The concept of finding a partner online has exploded in a way unimaginable only a few short years ago. As an increasingly insular society, we’re finding it harder to attract the opposite sex as we spend more time mucking about on Facebook than actually going out and meeting people. When we do go out, where do we meet a meaningful mate? Go to clubs, you just meet women who pick up guys in clubs. So what better way than selecting from an online catalogue – just as with buying music, it’s a much more convenient way of browsing the racks.
I plumped for The Guardian’s dating site. There are literally hundreds of such services to choose from, but theirs allows you to search without creating a profile (many don’t) and I figured someone affiliated with the haughty daily rag might be a bit more up my alley. There were a few likely looking candidates, so I created a profile and I was away. I delved into the online meat market, making instant character judgments based on the profiles like someone kicking tyres at a second-hand car lot.
Ladies who ‘LOL’ – they’re out. Anyone making mention of being ‘Brighton’s own Bridget Jones’ or ‘looking for my own Mr Darcy’, they’re out too.

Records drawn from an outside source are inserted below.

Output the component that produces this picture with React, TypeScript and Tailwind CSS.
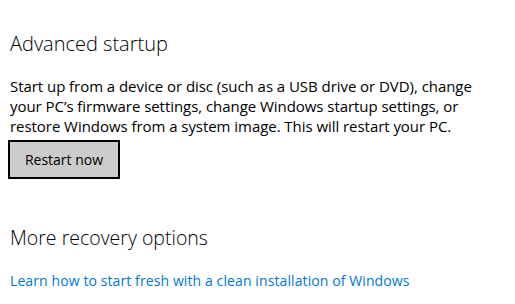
export default function App() {
  return (
    <div className="w-[515px] h-[304px] overflow-hidden bg-white text-black font-['Open_Sans',sans-serif]">
      <div className="pl-[10px] pt-[30px]">
        <h2 className="text-[20px] leading-[28px] font-light">Advanced startup</h2>
        <p className="mt-[18px] text-[15px] leading-[20px] tracking-[-0.05px] whitespace-nowrap">
          Start up from a device or disc (such as a USB drive or DVD), change
          <br />
          your PC’s firmware settings, change Windows startup settings, or
          <br />
          restore Windows from a system image. This will restart your PC.
        </p>
        <button className="-ml-[2px] mt-[4px] w-[112px] h-[39px] border-2 border-black bg-[#cccccc] text-[14px]">
          Restart now
        </button>
        <h2 className="mt-[45px] text-[19.5px] leading-[28px] font-light">More recovery options</h2>
        <a className="block mt-[19px] text-[14px] leading-[20px] tracking-[0.1px] text-[#0078d7]">
          Learn how to start fresh with a clean installation of Windows
        </a>
      </div>
    </div>
  )
}
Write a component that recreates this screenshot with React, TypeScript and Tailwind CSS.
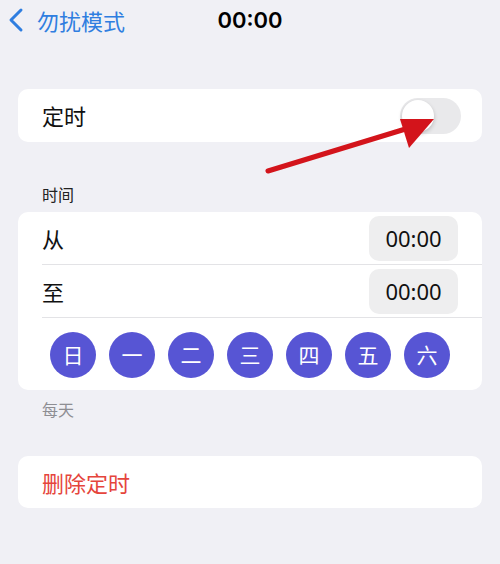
import React from 'react';

const days = ['日', '一', '二', '三', '四', '五', '六'];

const cjk = { fontFamily: '"Noto Sans CJK SC", "Noto Sans", sans-serif' };

function TimePill({ value }: { value: string }) {
  return (
    <div className="w-[89px] h-[45px] rounded-[10px] bg-[#eeeeef] flex items-center justify-center text-[22px] text-[#111]" style={{ fontFamily: '"Noto Sans", Inter, sans-serif' }}>
      {value}
    </div>
  );
}

export default function App() {
  return (
    <div className="relative w-[500px] h-[564px] bg-[#f0f0f5] overflow-hidden" style={cjk}>
      {/* nav */}
      <div className="relative h-[40px] flex items-center">
        <div className="flex items-center pl-[7px] text-[#2f7ee0]">
          <svg width="18" height="26" viewBox="0 0 18 26" fill="none">
            <path d="M14 3L4 13l10 10" stroke="currentColor" strokeWidth="3" strokeLinecap="round" strokeLinejoin="round" />
          </svg>
          <span className="ml-[12px] text-[22px] leading-none">勿扰模式</span>
        </div>
        <div className="absolute left-0 right-0 top-0 h-[40px] flex items-center justify-center pointer-events-none">
          <span className="text-[22px] font-semibold text-black leading-none" style={{ fontFamily: 'Inter, "Noto Sans", sans-serif' }}>00:00</span>
        </div>
      </div>

      <div className="px-[18px]">
        {/* 定时 */}
        <div className="mt-[49px] h-[53px] bg-white rounded-[10px] flex items-center justify-between pl-[24px] pr-[21px]">
          <span className="text-[22px] text-[#111]">定时</span>
          <div className="w-[61px] h-[36px] rounded-full bg-[#e9e9eb] p-[2px] flex items-center">
            <div className="w-[32px] h-[32px] rounded-full bg-white shadow-[0_2px_4px_rgba(0,0,0,0.2)]" />
          </div>
        </div>

        <div className="mt-[42px] pl-[24px] text-[16px] leading-[20px] text-[#222]">时间</div>

        {/* 时间 card */}
        <div className="mt-[8px] bg-white rounded-[10px] overflow-hidden">
          <div className="h-[52px] flex items-center justify-between pl-[24px] pr-[24px]">
            <span className="text-[22px] text-[#111]">从</span>
            <TimePill value="00:00" />
          </div>
          <div className="ml-[24px] h-px bg-[#e3e3e6]" />
          <div className="h-[52px] flex items-center justify-between pl-[24px] pr-[24px]">
            <span className="text-[22px] text-[#111]">至</span>
            <TimePill value="00:00" />
          </div>
          <div className="ml-[24px] h-px bg-[#e3e3e6]" />
          <div className="flex items-center pl-[32px] gap-[13px] pt-[14px] pb-[12px]">
            {days.map((d) => (
              <div key={d} className="w-[46px] h-[46px] rounded-full bg-[#5755d4] flex items-center justify-center text-white text-[21px]">
                {d}
              </div>
            ))}
          </div>
        </div>

        <div className="mt-[9px] pl-[24px] text-[16px] leading-[20px] text-[#8e8e93]">每天</div>

        {/* 删除定时 */}
        <div className="mt-[37px] h-[52px] bg-white rounded-[10px] flex items-center pl-[24px]">
          <span className="text-[22px] text-[#e5453c]">删除定时</span>
        </div>
      </div>

      {/* red annotation arrow */}
      <svg className="absolute left-0 top-0 pointer-events-none" width="500" height="564" viewBox="0 0 500 564">
        <line x1="268" y1="171" x2="412" y2="127" stroke="#d3141b" strokeWidth="5" strokeLinecap="round" />
        <polygon points="434,119 400,119 409,148" fill="#d3141b" />
      </svg>
    </div>
  );
}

This cuts out quite a large chunk unfortunately. I later worked out that these giggly morons could see who’s viewed them; it’s an idea to search before you log in or they’ll be on you like vultures. So I narrowed the list down to a few quite good -looking types and read a bit further. Wants someone who’s sporty – she’s out. ‘Smoking: no way!’ – no way indeed. Which leaves, shall we call her, Miss X.
Miss X had a pretty decent photo. It’s a shallow world, but she did. My momentary pang of guilt for rejecting possibly quite lovely ladies on the basis of an inch-high picture passed quite quickly. We’re all in the same boat here. So I read up on her. She seemed pretty funny, as far as you can in a couple of paragraphs. So I figured I’d drop her a line. I told her this was all new to me, I’d just been in a nine-year relationship, wasn’t sure how it all worked. Within the hour she’d responded, she had fairly similar circumstances. Miss X suggested we do some emailing, and then work up to chatting on the phone to arrange a date.
So this new and very modern kind of relationship duly commenced. We emailed a couple of times a day, then after a few days of my sparkling wit and pithy commentary on the world at large, she saw fit to give me her mobile number.
I’d not really been holding out any great hopes from this expedition, but found myself extremely nervous about an actual conversation without the benefit of the backspace button. A text! That’s the way to go. I texted her, taking care to include all appropriate apostrophes. I’m kind of a stickler for that. A minute later, my phone rang and there I was, chatting away to someone I’d never met but realised I knew quite lot about. It was a lot more relaxed than I’d thought it would be – the odd awkward pause here and there but after a while she cut to the chase. The date was arranged.
As I entered the bar there was only one obvious candidate for Miss X. It was pretty empty, and only one person sat alone. As she turned around it would be an exaggeration to imagine she’d sent her mother instead. But only a slight one, mind. Miss X had obviously been camera-shy for a good few years. The sultry smile that simmered from the website belied a cracking set of slightly off-brown teeth and as she leaned in for an introductory peck I caught the unconventional perfume aroma of, well, I could only put it down to ‘biscuits’.
Well, in for a penny… The person I’d been chatting to online and on the phone soon emerged and we actually got on pretty well, once I looked past the jarring physical deceit. Everyone’s going to exaggerate a little bit on a profile, but pretending to look what must have been a decade younger than you actually are is only going to end in disappointment somewhere along the line.
We had quite a pleasant evening all in all. Like the big coward I am, I said I’d had a really nice time and I’d be in touch. Then, like a proper journalist is supposed to, I made my excuses and left. We never spoke again.
WAS IT WORTH IT?
If you’re serous about finding love online, it does seem to work for plenty of people. I dare say further attempts might have worked out better, but to be honest it’s not really for me at the moment. Going up to someone, getting talking and asking them out might be daunting but I guess it doesn’t take all that long. Going back to square one with the searches, the emails, the texting, the chatting before you even meet wasn’t something my cynicism would really allow.